Bitterness filled his face, and he turned away from her. “Not guilty,” he repeated the words softly. “Not guilty of what? I didn’t put my hands around her neck and break it, certainly. I was with a patient. I may have miscalculated the time, but not the essential facts.” His voice dropped still lower, filled with bitterness. “But am I ’not guilty’ of ignoring her, allowing her to fall further and further into gambling and debt and the kind of desperate boredom that took her to Allardyce’s studio, alone, where she could be killed?”

She wanted to deny it immediately. It was an absurd assumption of responsibility for someone else’s weaknesses, but she could hear in the strain of his voice that it was more real to him than the physical imprisonment of his own circumstances. Perhaps it was easier to consider that kind of guilt than the future and the accusations he would have to answer in court.

He straightened his shoulders, but he still did not turn to face her. His voice shook when he spoke again. “She was so full of life in Vienna. She made every other woman look gray in comparison. She would have stayed there, you know? It was I who was sick to the heart of it and wanted to come to England.”

Callandra said nothing. She sensed in him the need to talk; she was only the audience for something he was saying to himself, perhaps putting into words for the first time.

“She would have gone to Paris, Milan, Rome, anywhere that the struggle was still going on. But I brought her here and turned her into a housewife to spend her time ordering groceries and exchanging gossip about the daily trivia of lives she saw as perfectly safe and ordered, and with nothing on earth to fight for.”

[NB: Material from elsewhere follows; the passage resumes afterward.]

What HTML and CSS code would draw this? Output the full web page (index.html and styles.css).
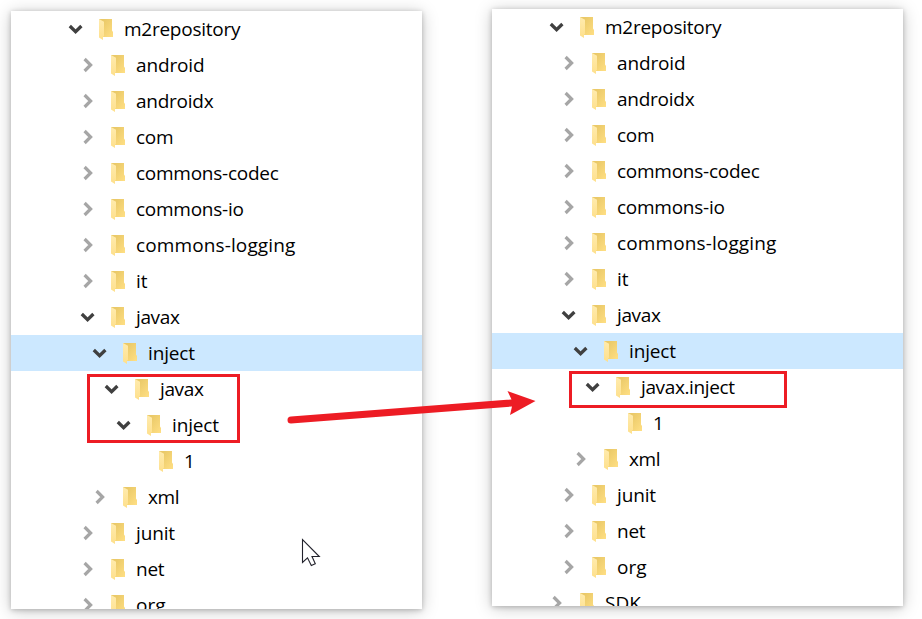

“What absolute rubbish!” She exploded in real anger. “There is everything to fight for, and you know that, even if she did not. There is ignorance and pain to battle, disease, crime, selfishness, domestic and social violence, prejudice, authority, bigotry and injustice of every kind and color. And when you have conquered all of those, you can always try addressing poverty, madness, and perfectly ordinary dirt. Or, if those seem too large and indeterminate, what about common or garden loneliness and fear of death, hungry children with no one to tell them they are good. . and lonely old people neglected by the rest of us-in a hurry and too busy to listen anymore. If she didn’t find that exciting enough, or glorious. . that is not your fault!”

He turned slowly to face her. For a moment, surprise was sharper in his face than anything else. “Honest to the last,” he said. “You really are angry! Thank you at least for not patronizing me with false comfort. But I did ignore her. I knew her, and if I had thought more of her and less of myself I would not have tried to change her. Her gambling was beyond control, and I didn’t do anything about it. I argued with her, of course. I pleaded, I threatened, reasoned. But I didn’t look at the cause, because that would have meant I would have to change as well, and I was not prepared to.”

“It’s too late for that now, Kristian,” she replied. “We have only fifteen minutes left at the most before the constable comes back. Pendreigh will defend you in court. I don’t know whether he expects to be paid for it or not. He may do it simply out of belief, and because he would naturally prefer that you were shown to be not guilty, because it reflects less badly on his daughter if she were killed by someone outside the family. It raises less unfortunate speculation in the minds of others. And if he is in control of the defense, he can exercise some restraint over the exploration of her character by the counsel for the prosecution. At least he can do all that anyone could.”

“I can’t pay him,” Kristian said ruefully. “Surely he is as aware of that as I am?”